Hence$$N=m\left ( g\cos \theta -\dot{\theta }^{2}\left ( R+r\right ) \right ) \tag{1}$$ To ﬁnd when $$N=0$$, we need to ﬁnd $$\theta$$. Taking moments around point $$p$$ where sphere is on contact with the cylinder (this way we do not have to solve for $$F$$, the friction). Using anti-clock wise as positive then$$mg\sin \theta =I_{cg}\alpha _{s}+ma_{\theta }r \tag{2}$$ Notice that we had to add $$ma_{\theta }r$$, which is the moment around $$p$$ due to inertia acceleration of the sphere, since the point we are taking moment about (point $$p$$) is not ﬁxed and it is not the C.G. In (2) $$\alpha _{s}$$ is the angular acceleration of the sphere around its mass center.

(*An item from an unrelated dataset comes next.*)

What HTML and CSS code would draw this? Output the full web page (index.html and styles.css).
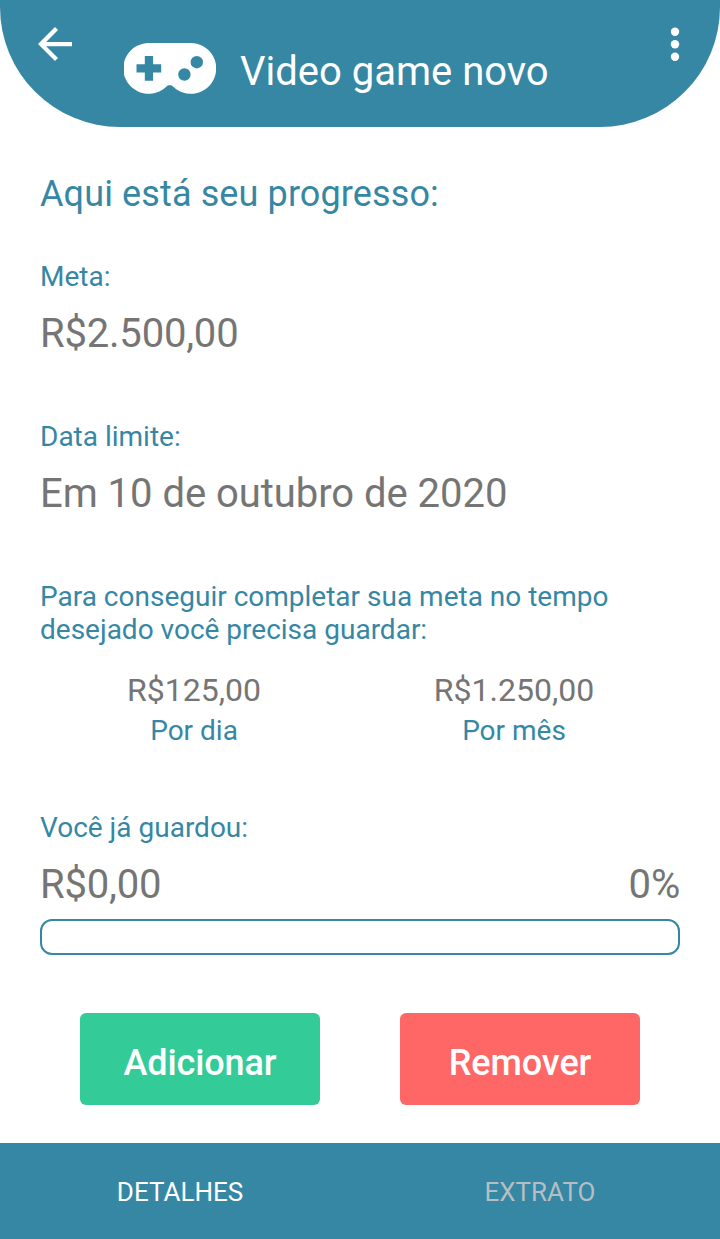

Not to confuse this with $$\ddot{\theta }$$ of the whole sphere around the center of the semicylinder itself.

Now, since the sphere rolls without slip, then$a_{\theta }=r\alpha _{s}$ And since $$I_{cg}=\frac{2}{5}mr^{2}$$, then (2) becomes\begin{align*} rmg\sin \theta & =\frac{2}{5}mr^{2}\frac{a_{\theta }}{r}+ma_{\theta }r\\ rg\sin \theta & =\frac{2}{5}ra_{\theta }+a_{\theta }r\\ g\sin \theta & =\frac{7}{5}a_{\theta } \end{align*}

But $$a_{\theta }=\left ( R+r\right ) \ddot{\theta }$$, therefore the above becomes$$g\sin \theta =\frac{7}{5}\left ( R+r\right ) \ddot{\theta }\tag{3}$$ Let $$\ddot{\theta }=\frac{d\dot{\theta }}{dt}=\frac{d\dot{\theta }}{d\theta }\frac{d\theta }{dt}=\dot{\theta }\frac{d\dot{\theta }}{d\theta }$$. Hence (3) becomes$g\sin \theta d\theta =\dot{\theta }\frac{7}{5}\left ( R+r\right ) d\dot{\theta }$ Integrating (The sphere starts rolling with zero initial velocity)\begin{align*} \int _{0}^{\theta _{slip}}g\sin \theta d\theta & =\int _{0}^{\dot{\theta }_{slip}}\dot{\theta }\frac{7}{5}\left ( R+r\right ) d\dot{\theta }\\ -g\left ( \cos \theta \right ) _{0}^{\theta _{slip}} & =\frac{7}{10}\left ( R+r\right ) \dot{\theta }_{slip}^{2}\\ g\left ( 1-\cos \theta _{slip}\right ) & =\frac{7}{10}\left ( R+r\right ) \dot{\theta }_{slip}^{2}\\ \dot{\theta }_{slip}^{2} & =\frac{10}{7}\frac{g\left ( 1-\cos \theta _{slip}\right ) }{\left ( R+r\right ) } \end{align*}

Using the above expression for $$\dot{\theta }^{2}$$ in (1) gives\begin{align*} N & =m\left ( g\cos \theta -\left ( \frac{10}{7}\frac{g\left ( 1-\cos \theta \right ) }{\left ( R+r\right ) }\right ) \left ( R+r\right ) \right ) \\ & =m\left ( g\cos \theta -\frac{10}{7}g\left ( 1-\cos \theta \right ) \right ) \end{align*}

This is zero when \begin{align*} \cos \theta -\frac{10}{7}\left ( 1-\cos \theta \right ) & =0\\ \cos \theta -\frac{10}{7}+\frac{10}{7}\cos \theta & =0\\ \frac{17}{7}\cos \theta & =\frac{10}{7}\\ \cos \theta & =\frac{10}{17} \end{align*}

The ﬁrst solution for this is $\theta _{slip}=53.9681^{0}$ This is the angle from the vertical when the sphere will depart the surface of the cylinder.